In my feeble defense, keep in mind that he had abused his authority over me for years and years and a person gets to a breaking point where they either "fish or cut bait." I felt like I had no other option. I felt like I couldn't even breathe in that home sometimes. I had no voice. No rights. I was worthless.
So I withdrew my son from school and began to homeschool him. His sensory issues practically dropped off the map and I felt good about the decision in that regard. But my husband was not happy. He was not generally an angry man; he preferred the passive-aggressive approach to hurting me. But in this situation, he was angry. Angry beyond words. That was also the same time I changed the light fixture in my kitchen. I had told him for three years that I had horribly insufficient light in our dungeon of a house and needed light because I literally felt depressed without it. I had replaced many of the bulbs in the fixtures around the house with daylight bulbs in an effort to address this growing depression in my spirit and it really actually helped. So I pushed for a light in my kitchen too. He ignored my pleas and said that he didn't need it. So I bought a fixture and installed it myself and he was angry, even though it really actually helped boost my spirit. I told him that from now on, if he ignored my needs I would just take care of them myself. That was the new status quo. But it also compounded the ever-growing tension in the marriage.
After I took my son out of school, I was met with discipline from God, over and over. And I spiraled into a terrible and dark place where I was fighting God on everything. He tried to get me to see that controlling the situation was NOT what He was aiming for.

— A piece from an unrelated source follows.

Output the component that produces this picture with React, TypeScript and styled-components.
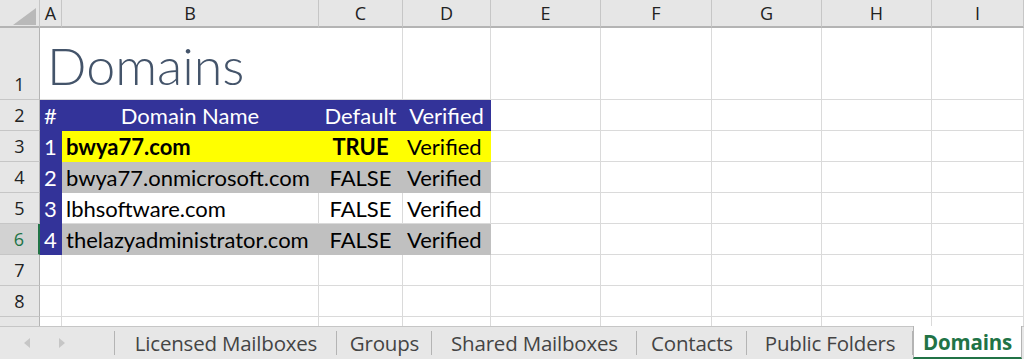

He wanted me to give it up to Him and let Him lead. But I was angry, so very angry and I would yell at Him, "YOU told me to homeschool! YOU wouldn't let it go! YOU are the one that made me realize that this was a privilege and a sacred duty! And yet YOU are not doing ANYTHING to make it happen! I have prayed for TWO years and you have done nothing! How will you EVER accomplish your will if you don't DO anything?"
The more I fought Him the more the enemy seemed to find avenues into my life. I encountered a darkness I never thought I would ever have to witness, not just from my heart, but from those around me too. The entire world seemed to be caving in on me and so I found myself clinging to God as my lifeline ever more deliberately.
In all areas, God kept begging me, Let go and let me. And so I did. Because I had nowhere else to turn. I let go of nearly every struggle I was facing. My ability to give it up to Him was becoming a reflex, in all but the area of my children.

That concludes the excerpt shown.